> **GIVEN REQUEST**:
Quote all of the data below exactly, please.
------------------------------------
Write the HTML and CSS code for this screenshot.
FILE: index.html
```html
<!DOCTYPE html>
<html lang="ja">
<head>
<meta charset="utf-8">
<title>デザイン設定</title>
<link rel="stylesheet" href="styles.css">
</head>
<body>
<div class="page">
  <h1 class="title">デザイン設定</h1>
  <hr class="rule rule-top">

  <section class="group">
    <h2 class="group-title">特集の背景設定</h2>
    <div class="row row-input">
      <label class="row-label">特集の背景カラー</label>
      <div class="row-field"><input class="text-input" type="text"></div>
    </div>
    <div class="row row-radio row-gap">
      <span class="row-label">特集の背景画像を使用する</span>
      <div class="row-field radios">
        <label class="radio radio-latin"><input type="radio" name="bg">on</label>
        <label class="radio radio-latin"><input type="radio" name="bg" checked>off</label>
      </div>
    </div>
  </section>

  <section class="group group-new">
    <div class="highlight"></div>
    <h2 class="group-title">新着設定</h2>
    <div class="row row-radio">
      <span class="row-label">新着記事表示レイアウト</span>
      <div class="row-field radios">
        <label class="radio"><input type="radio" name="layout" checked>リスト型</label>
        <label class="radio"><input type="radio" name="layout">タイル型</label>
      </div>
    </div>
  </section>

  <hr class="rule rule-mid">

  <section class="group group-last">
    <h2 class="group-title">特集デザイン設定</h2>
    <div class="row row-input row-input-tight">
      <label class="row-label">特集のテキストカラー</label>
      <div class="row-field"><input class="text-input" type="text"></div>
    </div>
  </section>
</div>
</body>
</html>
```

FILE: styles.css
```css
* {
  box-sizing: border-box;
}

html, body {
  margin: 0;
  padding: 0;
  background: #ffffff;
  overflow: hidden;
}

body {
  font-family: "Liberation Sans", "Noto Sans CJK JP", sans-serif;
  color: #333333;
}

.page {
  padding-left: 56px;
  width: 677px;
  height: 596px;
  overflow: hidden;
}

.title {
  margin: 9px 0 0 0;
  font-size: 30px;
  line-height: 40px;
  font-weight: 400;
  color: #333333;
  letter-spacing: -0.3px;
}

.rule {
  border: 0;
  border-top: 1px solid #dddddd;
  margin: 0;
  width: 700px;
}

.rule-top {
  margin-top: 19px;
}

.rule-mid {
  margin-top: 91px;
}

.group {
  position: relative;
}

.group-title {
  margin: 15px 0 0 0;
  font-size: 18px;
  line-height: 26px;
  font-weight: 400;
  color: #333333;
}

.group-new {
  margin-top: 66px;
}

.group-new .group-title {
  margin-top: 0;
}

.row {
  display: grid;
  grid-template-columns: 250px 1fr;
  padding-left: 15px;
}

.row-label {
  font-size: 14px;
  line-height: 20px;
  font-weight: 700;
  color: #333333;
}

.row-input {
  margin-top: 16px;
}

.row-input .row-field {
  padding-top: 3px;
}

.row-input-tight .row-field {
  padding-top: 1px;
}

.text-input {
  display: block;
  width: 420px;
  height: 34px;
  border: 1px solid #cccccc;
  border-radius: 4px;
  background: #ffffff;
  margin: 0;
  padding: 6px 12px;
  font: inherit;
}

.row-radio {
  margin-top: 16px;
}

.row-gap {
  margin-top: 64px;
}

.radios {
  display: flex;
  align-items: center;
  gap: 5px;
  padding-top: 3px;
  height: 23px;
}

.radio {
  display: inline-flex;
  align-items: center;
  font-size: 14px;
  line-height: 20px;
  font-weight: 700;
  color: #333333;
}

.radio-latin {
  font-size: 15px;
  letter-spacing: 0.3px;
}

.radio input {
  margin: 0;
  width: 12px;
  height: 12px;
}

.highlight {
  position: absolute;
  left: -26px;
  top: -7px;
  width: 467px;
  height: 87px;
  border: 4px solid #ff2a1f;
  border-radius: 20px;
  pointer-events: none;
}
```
------------------------------------
> **REPLY TO THE EXERCISE**:
Write the HTML and CSS code for this screenshot.
FILE: index.html
```html
<!DOCTYPE html>
<html lang="ja">
<head>
<meta charset="utf-8">
<title>デザイン設定</title>
<link rel="stylesheet" href="styles.css">
</head>
<body>
<div class="page">
  <h1 class="title">デザイン設定</h1>
  <hr class="rule rule-top">

  <section class="group">
    <h2 class="group-title">特集の背景設定</h2>
    <div class="row row-input">
      <label class="row-label">特集の背景カラー</label>
      <div class="row-field"><input class="text-input" type="text"></div>
    </div>
    <div class="row row-radio row-gap">
      <span class="row-label">特集の背景画像を使用する</span>
      <div class="row-field radios">
        <label class="radio radio-latin"><input type="radio" name="bg">on</label>
        <label class="radio radio-latin"><input type="radio" name="bg" checked>off</label>
      </div>
    </div>
  </section>

  <section class="group group-new">
    <div class="highlight"></div>
    <h2 class="group-title">新着設定</h2>
    <div class="row row-radio">
      <span class="row-label">新着記事表示レイアウト</span>
      <div class="row-field radios">
        <label class="radio"><input type="radio" name="layout" checked>リスト型</label>
        <label class="radio"><input type="radio" name="layout">タイル型</label>
      </div>
    </div>
  </section>

  <hr class="rule rule-mid">

  <section class="group group-last">
    <h2 class="group-title">特集デザイン設定</h2>
    <div class="row row-input row-input-tight">
      <label class="row-label">特集のテキストカラー</label>
      <div class="row-field"><input class="text-input" type="text"></div>
    </div>
  </section>
</div>
</body>
</html>
```

FILE: styles.css
```css
* {
  box-sizing: border-box;
}

html, body {
  margin: 0;
  padding: 0;
  background: #ffffff;
  overflow: hidden;
}

body {
  font-family: "Liberation Sans", "Noto Sans CJK JP", sans-serif;
  color: #333333;
}

.page {
  padding-left: 56px;
  width: 677px;
  height: 596px;
  overflow: hidden;
}

.title {
  margin: 9px 0 0 0;
  font-size: 30px;
  line-height: 40px;
  font-weight: 400;
  color: #333333;
  letter-spacing: -0.3px;
}

.rule {
  border: 0;
  border-top: 1px solid #dddddd;
  margin: 0;
  width: 700px;
}

.rule-top {
  margin-top: 19px;
}

.rule-mid {
  margin-top: 91px;
}

.group {
  position: relative;
}

.group-title {
  margin: 15px 0 0 0;
  font-size: 18px;
  line-height: 26px;
  font-weight: 400;
  color: #333333;
}

.group-new {
  margin-top: 66px;
}

.group-new .group-title {
  margin-top: 0;
}

.row {
  display: grid;
  grid-template-columns: 250px 1fr;
  padding-left: 15px;
}

.row-label {
  font-size: 14px;
  line-height: 20px;
  font-weight: 700;
  color: #333333;
}

.row-input {
  margin-top: 16px;
}

.row-input .row-field {
  padding-top: 3px;
}

.row-input-tight .row-field {
  padding-top: 1px;
}

.text-input {
  display: block;
  width: 420px;
  height: 34px;
  border: 1px solid #cccccc;
  border-radius: 4px;
  background: #ffffff;
  margin: 0;
  padding: 6px 12px;
  font: inherit;
}

.row-radio {
  margin-top: 16px;
}

.row-gap {
  margin-top: 64px;
}

.radios {
  display: flex;
  align-items: center;
  gap: 5px;
  padding-top: 3px;
  height: 23px;
}

.radio {
  display: inline-flex;
  align-items: center;
  font-size: 14px;
  line-height: 20px;
  font-weight: 700;
  color: #333333;
}

.radio-latin {
  font-size: 15px;
  letter-spacing: 0.3px;
}

.radio input {
  margin: 0;
  width: 12px;
  height: 12px;
}

.highlight {
  position: absolute;
  left: -26px;
  top: -7px;
  width: 467px;
  height: 87px;
  border: 4px solid #ff2a1f;
  border-radius: 20px;
  pointer-events: none;
}
```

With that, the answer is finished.